> _TASK INSTRUCTIONS_: Tell how many lines contain the word "index". Reply with the number only.

> _INPUT DATA_:
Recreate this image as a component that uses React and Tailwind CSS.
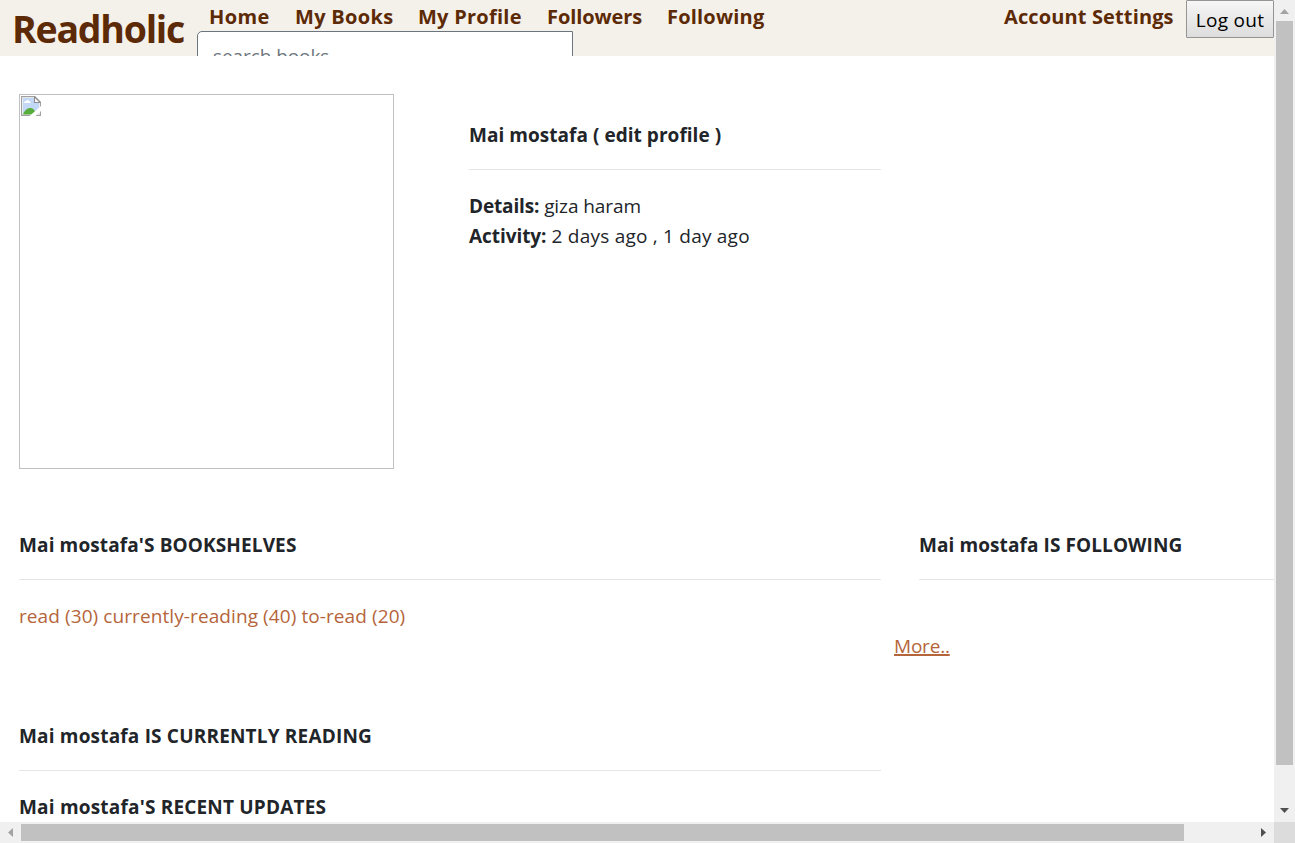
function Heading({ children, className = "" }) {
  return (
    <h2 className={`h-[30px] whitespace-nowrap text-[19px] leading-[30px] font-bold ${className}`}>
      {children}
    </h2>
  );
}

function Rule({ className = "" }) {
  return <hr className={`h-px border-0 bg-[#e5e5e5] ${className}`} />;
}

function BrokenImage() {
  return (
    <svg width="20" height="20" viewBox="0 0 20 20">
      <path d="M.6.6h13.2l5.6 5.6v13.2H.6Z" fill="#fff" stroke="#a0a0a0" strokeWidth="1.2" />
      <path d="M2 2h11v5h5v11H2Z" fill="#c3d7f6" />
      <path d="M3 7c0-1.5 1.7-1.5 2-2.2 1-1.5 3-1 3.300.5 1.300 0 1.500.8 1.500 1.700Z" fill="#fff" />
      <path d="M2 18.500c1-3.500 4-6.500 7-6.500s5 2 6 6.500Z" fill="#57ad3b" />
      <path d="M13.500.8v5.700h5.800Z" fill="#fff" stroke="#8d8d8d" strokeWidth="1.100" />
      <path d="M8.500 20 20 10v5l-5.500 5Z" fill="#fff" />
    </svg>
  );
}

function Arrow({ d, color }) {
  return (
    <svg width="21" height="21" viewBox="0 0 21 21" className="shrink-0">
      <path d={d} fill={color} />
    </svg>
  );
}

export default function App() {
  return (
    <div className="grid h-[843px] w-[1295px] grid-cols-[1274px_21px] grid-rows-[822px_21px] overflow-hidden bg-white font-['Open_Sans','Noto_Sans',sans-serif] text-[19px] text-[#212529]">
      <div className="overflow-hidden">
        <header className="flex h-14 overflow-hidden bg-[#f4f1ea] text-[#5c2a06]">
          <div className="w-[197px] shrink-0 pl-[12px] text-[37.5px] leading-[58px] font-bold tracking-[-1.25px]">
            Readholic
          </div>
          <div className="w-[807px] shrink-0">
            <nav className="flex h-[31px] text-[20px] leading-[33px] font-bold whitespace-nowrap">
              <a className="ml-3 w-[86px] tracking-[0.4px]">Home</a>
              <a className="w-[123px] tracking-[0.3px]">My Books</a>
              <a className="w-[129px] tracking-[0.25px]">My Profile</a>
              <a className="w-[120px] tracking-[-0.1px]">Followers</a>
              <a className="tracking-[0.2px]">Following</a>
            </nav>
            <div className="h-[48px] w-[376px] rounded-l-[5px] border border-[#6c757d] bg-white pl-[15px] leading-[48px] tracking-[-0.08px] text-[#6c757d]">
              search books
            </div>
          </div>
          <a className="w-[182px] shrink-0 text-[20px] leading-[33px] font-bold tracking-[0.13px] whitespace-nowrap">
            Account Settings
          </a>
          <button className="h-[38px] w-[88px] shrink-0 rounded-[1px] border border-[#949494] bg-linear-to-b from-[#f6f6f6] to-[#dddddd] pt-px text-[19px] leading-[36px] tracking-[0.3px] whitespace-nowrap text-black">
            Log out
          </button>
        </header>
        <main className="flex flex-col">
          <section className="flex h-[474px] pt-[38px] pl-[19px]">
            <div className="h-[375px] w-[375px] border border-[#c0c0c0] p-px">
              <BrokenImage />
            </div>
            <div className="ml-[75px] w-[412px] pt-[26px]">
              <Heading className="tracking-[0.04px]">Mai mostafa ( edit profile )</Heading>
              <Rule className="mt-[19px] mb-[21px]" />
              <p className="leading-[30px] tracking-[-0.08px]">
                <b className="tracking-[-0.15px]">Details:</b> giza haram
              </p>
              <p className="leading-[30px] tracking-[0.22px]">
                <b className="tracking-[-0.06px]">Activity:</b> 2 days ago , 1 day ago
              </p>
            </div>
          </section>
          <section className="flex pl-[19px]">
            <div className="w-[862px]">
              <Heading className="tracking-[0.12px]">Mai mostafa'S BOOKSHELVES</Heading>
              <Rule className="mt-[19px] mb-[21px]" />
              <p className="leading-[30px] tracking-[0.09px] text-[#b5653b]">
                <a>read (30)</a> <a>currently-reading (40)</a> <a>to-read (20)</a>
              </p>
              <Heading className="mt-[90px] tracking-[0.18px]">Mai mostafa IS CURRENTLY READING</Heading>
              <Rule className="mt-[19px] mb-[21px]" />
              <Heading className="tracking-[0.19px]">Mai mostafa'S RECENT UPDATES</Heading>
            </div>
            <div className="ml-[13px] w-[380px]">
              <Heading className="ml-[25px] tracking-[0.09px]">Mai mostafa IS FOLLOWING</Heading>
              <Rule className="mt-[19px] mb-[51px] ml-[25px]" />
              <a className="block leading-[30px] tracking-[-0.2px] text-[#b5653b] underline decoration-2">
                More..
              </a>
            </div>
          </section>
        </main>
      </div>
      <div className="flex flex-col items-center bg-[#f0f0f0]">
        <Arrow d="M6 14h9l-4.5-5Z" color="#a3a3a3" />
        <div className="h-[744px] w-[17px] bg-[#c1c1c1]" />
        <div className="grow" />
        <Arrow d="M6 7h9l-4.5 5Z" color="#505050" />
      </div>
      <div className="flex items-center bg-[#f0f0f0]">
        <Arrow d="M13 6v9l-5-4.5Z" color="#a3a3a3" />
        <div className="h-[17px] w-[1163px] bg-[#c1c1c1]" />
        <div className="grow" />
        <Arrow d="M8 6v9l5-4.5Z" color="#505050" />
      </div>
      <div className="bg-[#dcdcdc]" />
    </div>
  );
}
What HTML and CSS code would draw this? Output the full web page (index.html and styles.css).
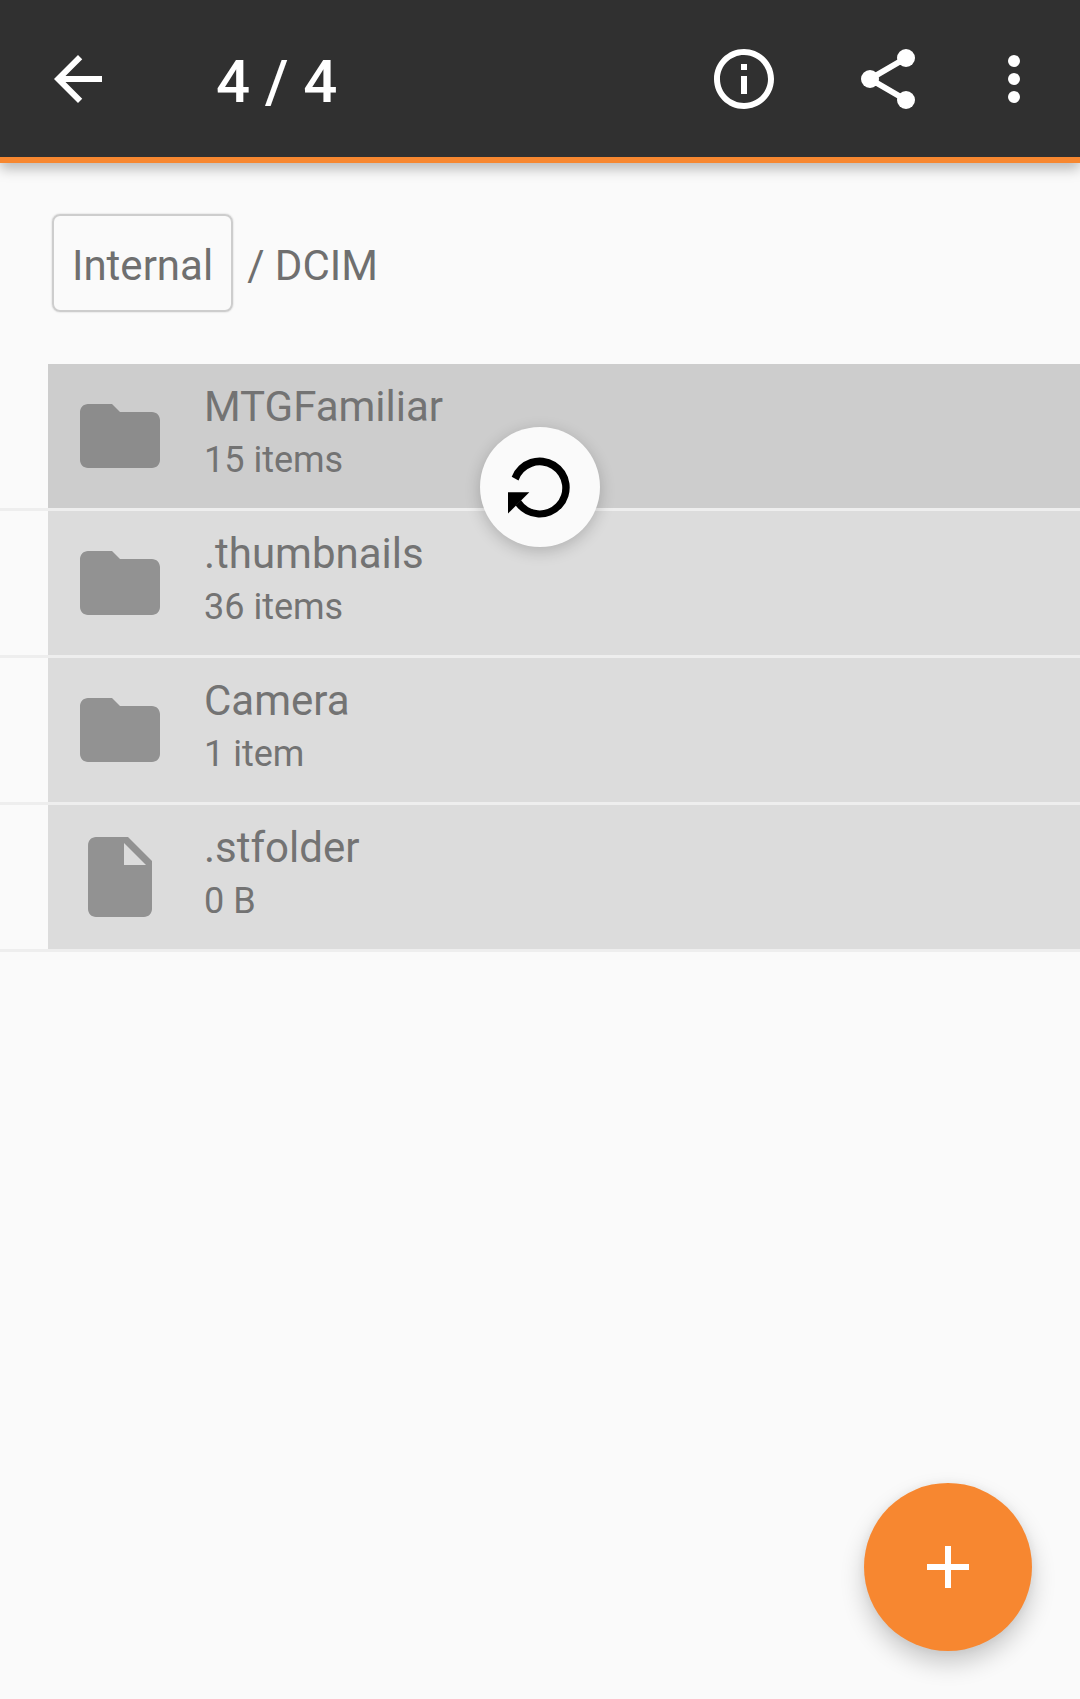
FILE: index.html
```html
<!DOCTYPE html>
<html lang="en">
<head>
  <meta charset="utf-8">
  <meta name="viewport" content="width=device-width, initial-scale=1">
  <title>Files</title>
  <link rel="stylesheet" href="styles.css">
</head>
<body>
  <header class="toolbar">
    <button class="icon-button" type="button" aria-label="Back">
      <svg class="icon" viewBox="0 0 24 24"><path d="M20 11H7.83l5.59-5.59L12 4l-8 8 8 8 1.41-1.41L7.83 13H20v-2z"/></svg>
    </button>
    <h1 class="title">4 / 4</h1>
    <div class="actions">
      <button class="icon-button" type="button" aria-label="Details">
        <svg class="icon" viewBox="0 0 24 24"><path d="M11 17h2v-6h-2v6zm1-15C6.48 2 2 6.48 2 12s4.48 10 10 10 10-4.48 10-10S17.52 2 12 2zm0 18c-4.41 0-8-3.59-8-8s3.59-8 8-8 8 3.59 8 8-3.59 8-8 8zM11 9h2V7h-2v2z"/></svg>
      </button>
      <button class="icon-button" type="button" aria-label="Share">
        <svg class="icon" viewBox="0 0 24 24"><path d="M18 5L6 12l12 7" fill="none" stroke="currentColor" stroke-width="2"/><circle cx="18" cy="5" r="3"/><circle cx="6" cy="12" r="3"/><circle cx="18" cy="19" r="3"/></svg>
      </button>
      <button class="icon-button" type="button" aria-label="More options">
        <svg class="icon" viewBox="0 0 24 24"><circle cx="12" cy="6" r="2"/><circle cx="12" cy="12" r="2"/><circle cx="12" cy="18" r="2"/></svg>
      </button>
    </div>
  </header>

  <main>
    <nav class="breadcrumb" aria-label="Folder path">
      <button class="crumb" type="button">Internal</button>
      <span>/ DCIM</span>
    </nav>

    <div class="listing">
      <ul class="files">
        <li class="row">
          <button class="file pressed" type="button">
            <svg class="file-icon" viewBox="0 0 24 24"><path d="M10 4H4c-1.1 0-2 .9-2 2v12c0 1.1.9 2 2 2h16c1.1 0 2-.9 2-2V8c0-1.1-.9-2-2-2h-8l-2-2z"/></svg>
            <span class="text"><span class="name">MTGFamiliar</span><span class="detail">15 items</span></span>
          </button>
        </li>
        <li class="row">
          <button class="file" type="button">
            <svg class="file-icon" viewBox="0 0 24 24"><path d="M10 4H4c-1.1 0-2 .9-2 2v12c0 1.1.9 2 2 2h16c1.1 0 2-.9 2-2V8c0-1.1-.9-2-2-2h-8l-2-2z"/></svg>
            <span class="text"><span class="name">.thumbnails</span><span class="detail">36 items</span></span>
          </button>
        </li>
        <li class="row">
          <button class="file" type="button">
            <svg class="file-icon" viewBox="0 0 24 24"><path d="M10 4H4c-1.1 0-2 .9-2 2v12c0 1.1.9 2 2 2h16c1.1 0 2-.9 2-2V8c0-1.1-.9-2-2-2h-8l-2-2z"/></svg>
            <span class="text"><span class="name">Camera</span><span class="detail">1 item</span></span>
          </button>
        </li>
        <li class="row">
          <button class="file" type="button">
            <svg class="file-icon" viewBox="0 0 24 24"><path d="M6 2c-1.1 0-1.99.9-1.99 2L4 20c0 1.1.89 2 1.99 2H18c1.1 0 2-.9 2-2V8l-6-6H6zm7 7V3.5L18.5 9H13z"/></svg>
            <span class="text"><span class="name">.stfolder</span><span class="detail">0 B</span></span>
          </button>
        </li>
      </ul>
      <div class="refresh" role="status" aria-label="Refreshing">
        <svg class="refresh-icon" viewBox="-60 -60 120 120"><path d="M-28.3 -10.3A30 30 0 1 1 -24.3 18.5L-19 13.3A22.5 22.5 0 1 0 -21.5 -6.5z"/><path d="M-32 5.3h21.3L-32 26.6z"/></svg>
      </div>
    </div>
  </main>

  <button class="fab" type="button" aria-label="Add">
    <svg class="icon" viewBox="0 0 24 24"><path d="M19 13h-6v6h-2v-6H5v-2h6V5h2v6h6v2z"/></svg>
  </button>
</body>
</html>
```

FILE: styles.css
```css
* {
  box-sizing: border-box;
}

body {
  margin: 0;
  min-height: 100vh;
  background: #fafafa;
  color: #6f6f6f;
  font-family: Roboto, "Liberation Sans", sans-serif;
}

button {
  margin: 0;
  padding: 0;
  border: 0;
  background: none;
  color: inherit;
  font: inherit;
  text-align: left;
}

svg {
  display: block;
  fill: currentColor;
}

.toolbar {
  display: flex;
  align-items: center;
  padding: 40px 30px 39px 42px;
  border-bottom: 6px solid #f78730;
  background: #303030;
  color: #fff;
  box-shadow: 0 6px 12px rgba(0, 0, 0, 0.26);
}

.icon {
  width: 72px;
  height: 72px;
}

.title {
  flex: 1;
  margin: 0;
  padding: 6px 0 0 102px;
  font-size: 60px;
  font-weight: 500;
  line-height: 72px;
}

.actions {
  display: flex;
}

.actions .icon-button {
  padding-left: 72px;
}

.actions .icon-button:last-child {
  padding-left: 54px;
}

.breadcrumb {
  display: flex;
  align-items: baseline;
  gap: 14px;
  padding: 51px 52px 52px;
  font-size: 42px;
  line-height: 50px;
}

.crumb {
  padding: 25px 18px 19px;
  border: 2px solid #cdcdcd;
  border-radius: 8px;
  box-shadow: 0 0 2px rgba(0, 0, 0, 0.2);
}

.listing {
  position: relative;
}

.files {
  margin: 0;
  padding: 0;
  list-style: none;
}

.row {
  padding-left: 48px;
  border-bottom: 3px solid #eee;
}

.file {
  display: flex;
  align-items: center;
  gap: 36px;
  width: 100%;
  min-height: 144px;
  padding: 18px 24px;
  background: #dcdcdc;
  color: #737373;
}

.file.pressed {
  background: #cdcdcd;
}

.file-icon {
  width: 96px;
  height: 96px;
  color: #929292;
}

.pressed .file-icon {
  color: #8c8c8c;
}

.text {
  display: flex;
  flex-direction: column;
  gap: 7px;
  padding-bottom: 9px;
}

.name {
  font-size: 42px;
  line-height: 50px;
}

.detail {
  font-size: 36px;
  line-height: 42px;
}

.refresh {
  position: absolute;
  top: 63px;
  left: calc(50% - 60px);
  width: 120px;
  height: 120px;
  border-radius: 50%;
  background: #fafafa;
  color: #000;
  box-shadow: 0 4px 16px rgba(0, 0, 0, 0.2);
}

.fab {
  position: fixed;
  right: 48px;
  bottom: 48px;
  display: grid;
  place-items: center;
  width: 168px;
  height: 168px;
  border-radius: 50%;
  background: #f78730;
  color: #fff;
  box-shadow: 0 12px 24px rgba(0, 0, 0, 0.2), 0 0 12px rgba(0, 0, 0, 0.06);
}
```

> _RESPONSE_: 2